That’s fine it wouldnt change the apply to logic.

On Thu, Jan 20, 2022 at 10:27 AM, Alberto Valiña Lema @.***> wrote:

Thanks for considering the functionality. I'm fine with it, if it's true that I would like it not to be dependent on the applies_to field, something like that would work as well?

... "applies_to_file_regex": [ "application-?.*.yml". ], ...

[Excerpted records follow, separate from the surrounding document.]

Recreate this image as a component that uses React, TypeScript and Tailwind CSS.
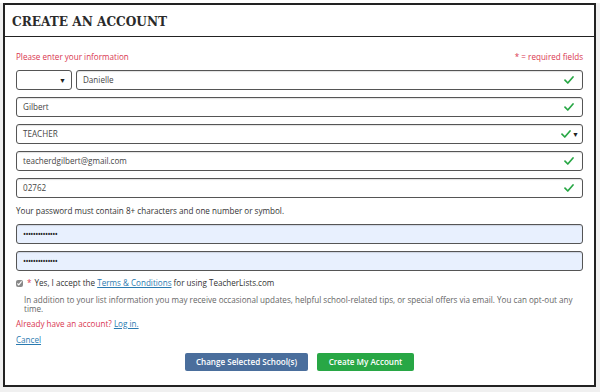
import { useState } from 'react';

const Check = () => (
  <svg width="10" height="8" viewBox="0 0 10 8" className="shrink-0">
    <path d="M1 4.2 L3.8 7 L9 1" fill="none" stroke="#28a745" strokeWidth="1.7" strokeLinecap="round" strokeLinejoin="round" />
  </svg>
);

const Arrow = () => <span className="block text-[7px] leading-[7px] text-[#222]">▼</span>;

function Field({ value, check = true, select = false, pw = false }: { value: string; check?: boolean; select?: boolean; pw?: boolean }) {
  return (
    <div
      className={`flex h-[20px] items-center rounded-[3px] border border-[#555] pl-[6px] shadow-[inset_0_1px_1px_rgba(0,0,0,0.12)] ${select ? 'pr-[3px]' : 'pr-[8px]'} ${pw ? 'bg-[#e8f0fe]' : 'bg-white'}`}
    >
      <span className={`flex-1 text-[8.1px] ${pw ? 'tracking-[-0.6px] text-[#222]' : 'text-[#444]'}`}>{value}</span>
      {check && <Check />}
      {select && (
        <span className="ml-[1px] flex items-center">
          <Arrow />
        </span>
      )}
    </div>
  );
}

export default function App() {
  const [agree] = useState(true);
  return (
    <div className="h-[392px] w-[600px] bg-[#f0f0f0] font-['Open_Sans',sans-serif]">
      <div className="h-[3px] bg-white" />
      <div className="ml-[3px] flex h-[384px] w-[593px] flex-col border-2 border-[#222] bg-white">
        <div className="flex h-[32px] shrink-0 items-center border-b border-[#222] px-[7px] pt-[1px]">
          <h1 className="font-['DejaVu_Serif_Condensed','DejaVu_Serif',serif] text-[13.5px] font-bold text-[#2a2a2a]">CREATE AN ACCOUNT</h1>
        </div>

        <div className="flex flex-col px-[11px] pt-[14px]">
          <div className="flex justify-between text-[8.1px] leading-[12px] text-[#d9364f]">
            <span>Please enter your information</span>
            <span>* = required fields</span>
          </div>

          <div className="mt-[7px] flex flex-col gap-[7px]">
            <div className="flex gap-[4px]">
              <div className="flex h-[20px] w-[56px] items-center justify-end rounded-[3px] border border-[#555] bg-white pr-[5px]">
                <Arrow />
              </div>
              <div className="flex-1">
                <Field value="Danielle" />
              </div>
            </div>
            <Field value="Gilbert" />
            <Field value="TEACHER" select />
            <Field value="teacherdgilbert@gmail.com" />
            <Field value="02762" />
          </div>

          <p className="mt-[7px] text-[8.1px] leading-[12px] text-[#333]">
            Your password must contain 8+ characters and one number or symbol.
          </p>

          <div className="mt-[7px] flex flex-col gap-[7px]">
            <Field value="••••••••••••••" check={false} pw />
            <Field value="••••••••••••••" check={false} pw />
          </div>

          <div className="mt-[6px] flex items-center text-[8.1px] leading-[12px] text-[#333]">
            <input type="checkbox" checked={agree} readOnly className="mr-[4px] h-[7px] w-[7px] accent-[#888]" />
            <span className="mr-[3px] text-[#d9364f]">*</span>
            <span>
              Yes, I accept the <span className="text-[#2a7ab0] underline">Terms &amp; Conditions</span> for using TeacherLists.com
            </span>
          </div>

          <p className="mt-[6px] pl-[8px] text-[8.1px] leading-[9px] text-[#666]">
            In addition to your list information you may receive occasional updates, helpful school-related tips, or special offers via email. You can opt-out any time.
          </p>

          <p className="mt-[5px] text-[8.1px] leading-[12px] text-[#d9364f]">
            Already have an account? <span className="text-[#2a7ab0] underline">Log in.</span>
          </p>

          <p className="mt-[4px] text-[8.1px] leading-[12px] text-[#2a7ab0] underline">Cancel</p>

          <div className="mt-[7px] flex justify-center gap-[9px]">
            <button className="h-[18px] w-[123px] rounded-[2px] bg-[#4a6e9c] text-[8.1px] font-semibold text-white">Change Selected School(s)</button>
            <button className="h-[18px] w-[97px] rounded-[2px] bg-[#28a745] text-[8.1px] font-semibold text-white">Create My Account</button>
          </div>
        </div>
      </div>
    </div>
  );
}
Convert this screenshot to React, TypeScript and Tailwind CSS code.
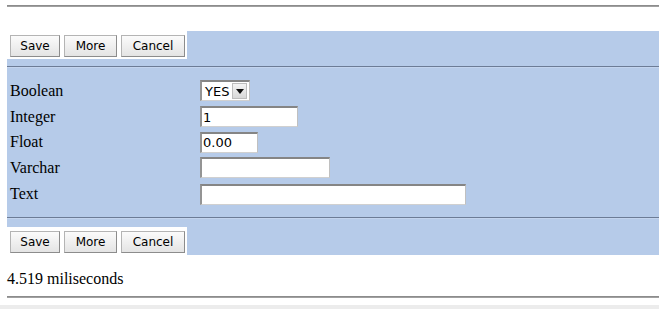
import React from "react";

function Btn({ label, w }: { label: string; w: string }) {
  return (
    <div
      className={`${w} h-[22px] flex items-center justify-center bg-gradient-to-b from-[#fbfbfb] to-[#e4e4e4] border border-[#b4b4b4] border-r-[#8c8c8c] border-b-[#8c8c8c] text-[12px] text-black leading-none`}
      style={{ fontFamily: '"DejaVu Sans", sans-serif' }}
    >
      {label}
    </div>
  );
}

function ButtonBar() {
  return (
    <div className="w-[180px] h-[28px] bg-white flex items-start gap-[4px] pl-[3px] pt-[4px]">
      <Btn label="Save" w="w-[50px]" />
      <Btn label="More" w="w-[53px]" />
      <Btn label="Cancel" w="w-[64px]" />
    </div>
  );
}

function Field({ w, value }: { w: string; value?: string }) {
  return (
    <div
      className={`${w} h-[21px] bg-white border-t-2 border-l-2 border-r border-b border-t-[#858585] border-l-[#949494] border-r-[#c0c0c0] border-b-[#d0d0d0] flex items-center pl-[1px] text-[13px] text-black leading-none`}
      style={{ fontFamily: '"DejaVu Sans", sans-serif' }}
    >
      {value}
    </div>
  );
}

function Row({ label, h, children }: { label: string; h: string; children: React.ReactNode }) {
  return (
    <div className={`${h} flex items-center`}>
      <div className="w-[193px] pl-[3px] text-[16px] leading-none text-black">{label}</div>
      {children}
    </div>
  );
}

export default function App() {
  return (
    <div
      className="w-[659px] h-[309px] overflow-hidden bg-white flex flex-col"
      style={{ fontFamily: '"Liberation Serif", serif' }}
    >
      <div className="mt-[5px] ml-[7px] h-[2px] bg-[#a0a0a0] border-t border-[#8c8c8c]" />
      <div className="mt-[24px] ml-[7px] bg-[#b6cbe9] flex flex-col">
        <div className="h-[35px] flex items-start">
          <ButtonBar />
        </div>
        <div className="h-[2px] border-t border-[#6c7c96] bg-[#c3d4ee]" />
        <div className="pt-[10px] pb-[9px] flex flex-col">
          <Row label="Boolean" h="h-[26px]">
            <div
              className="w-[50px] h-[21px] bg-white border-t-2 border-l-2 border-r border-b border-t-[#858585] border-l-[#949494] border-r-[#c0c0c0] border-b-[#d0d0d0] flex items-center text-[13px] leading-none text-black"
              style={{ fontFamily: '"DejaVu Sans", sans-serif' }}
            >
              <span className="pl-[3px] flex-1">YES</span>
              <div className="w-[15px] h-[16px] mr-[2px] bg-gradient-to-b from-[#f4f4f4] to-[#d8d8d8] border border-[#bdbdbd] flex items-center justify-center">
                <svg width="8" height="5" viewBox="0 0 8 5">
                  <path d="M0 0 L8 0 L4 5 Z" fill="#111" />
                </svg>
              </div>
            </div>
          </Row>
          <Row label="Integer" h="h-[26px]">
            <Field w="w-[98px]" value="1" />
          </Row>
          <Row label="Float" h="h-[25px]">
            <Field w="w-[58px]" value="0.00" />
          </Row>
          <Row label="Varchar" h="h-[26px]">
            <Field w="w-[130px]" />
          </Row>
          <Row label="Text" h="h-[27px]">
            <Field w="w-[266px]" />
          </Row>
        </div>
        <div className="h-[2px] border-t border-[#6c7c96] bg-[#c3d4ee]" />
        <div className="pt-[8px] flex">
          <ButtonBar />
        </div>
      </div>
      <div className="mt-[15px] ml-[7px] h-[18px] flex items-center text-[16px] leading-none text-black">
        4.519 miliseconds
      </div>
      <div className="mt-[9px] ml-[7px] h-[2px] bg-[#a0a0a0] border-t border-[#8c8c8c]" />
      <div className="mt-[7px] h-[4px] bg-[#ececec]" />
    </div>
  );
}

— Reply to this email directly, view it on GitHub, or unsubscribe. You are receiving this because you commented.Message ID: @.***>

valinha commented 2 years ago

Consider to be able to check the value of a path, example:


{
    "name": "My Feature",
    "id": "MYID00001",
    "description": "Detects if My Feature is enabled",
    "applies_to_file_regex": [
      "application-?.*.yml"
    ],
    "tags": [
      "Features.MyFeature"
    ],
    "severity": "Moderate",
    "patterns": [
      {
        "confidence": "High",
        "pattern": "true",
        "type": "string"
      }
     ],
    "paths":  [
      {
       "path": "app.myfeature.enabled",
       "value-pattern": "*true"
      }
    ]
  }

Where path expression depends of the file type and use json-path, yaml-path or xpath… for example and value-pattern could be optional for check the existence or the value of this path.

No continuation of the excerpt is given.